In March 2003, a 25-year-old software engineer from LA, visiting Las Vegas for the NCAA basketball tournament, turned a $100 Megabucks slot spin into $39.7M at the Excalibur. It is still the world record.
The reason we don’t know his name is because he was smart. You can request to remain anonymous. Although this won’t hide you from the IRS, it helps prevent distant relatives and former friends from crawling out of the woodwork to beg you to pay off their student loans and finance their amazing new app ideas.
There is a downside to choosing anonymity, however: it allows fake news, the internet’s wheelhouse, to proliferate about you and your fate.
Since the record mega-winner’s name isn’t known, the events of his life can’t be tracked. So internet posters fill in the blanks with their own twists on Jay-Brennan’s story. The software engineer died shortly after winning by gang violence, in an airplane crash, or by overdosing on drugs at the Palms. (Myths like to get specific for added believability.)
These false narratives took root so quickly and pervasively that IGT even broke its own policy, issuing a statement about the winner: he was still alive and well. (But, of course, they would say that, right? They want you to keep playing!)
Myth Interpreted
The Megabucks curse myth actually serves a psychological purpose.
For some, it may serve as a consolation prize – a way of deriving psychological comfort from the roughly 49,999,999 out of every 50,000,000 spins that fail to produce the top award,” Anthony Lucas, a professor of casino management at UNLV and former gaming industry operations analyst, told Casino.org.
Almost the same exact myth exists about state lottery winners.
“The legends we tell are our way of mentally chewing over concepts that disquiet us, and very few feel at all comfortable with the realization of their feeling envious,” according to Snopes, which, it should go without saying, ascribes its “false” rating to the Megabucks curse.
Better Things to Worry About
Even if the Megabucks curse were real — and, by this point, you get that it isn’t, right? — getting struck by lightning is something you should worry about more. According to the National Weather Service, the odds of that happening to you in any given year are 1 in 1.2 million. The odds of your experiencing a Megabucks win on any given spin are about 1 in 50 million. That’s 41 times less likely.
“To use your analogy, it’s like getting struck by lightning while sitting on your living room couch,” Lucas said.
In all, 22 people have won Megabucks jackpots exceeding $10M in the past 16 years. Because the majority chose to remain anonymous, there is no proving conclusively that incredibly bad things haven’t happened to most of them. But the point is moot. Follow any group of 22 random non-Megabucks winners around for enough time and incredibly bad things will happen to many of them.

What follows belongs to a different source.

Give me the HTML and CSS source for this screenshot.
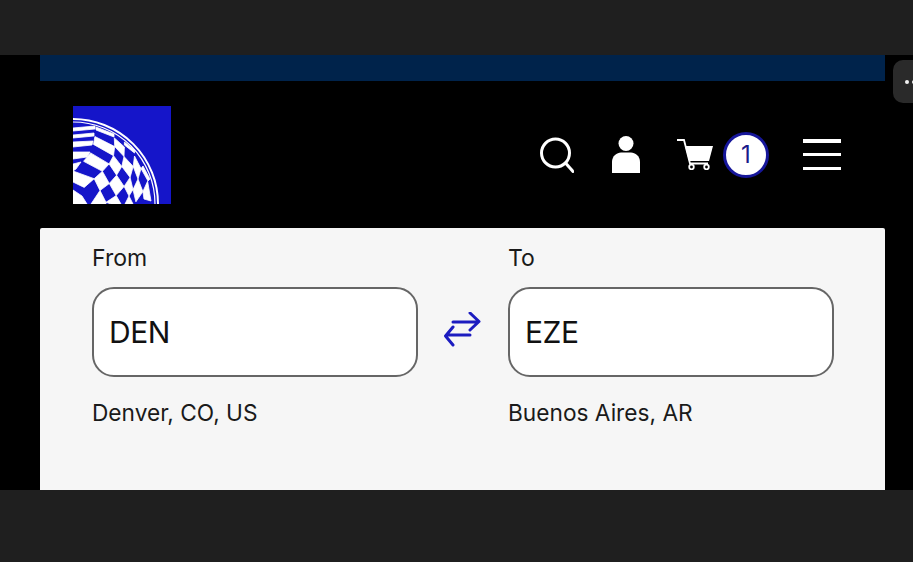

As the late Doors singer Jim Morrison sang, “No one here gets out alive.”
And, in the case of one Megabucks winner who didn’t choose to remain anonymous, an incredibly good thing happened to him.
Elmer Sherwin, a 76-year-old retired World War II veteran, hit for $4.6M on the opening day of the Mirage in 1989. (This was before the minimum payout was $10M.) Then, in 2005, having survived to age 92 in spite of “the curse,” he hit a second Megabucks jackpot, for $21.1 million, at the Cannery.
“That’s like getting struck by lightning while sitting on your living room couch without a cloud in the sky,” Lucas said.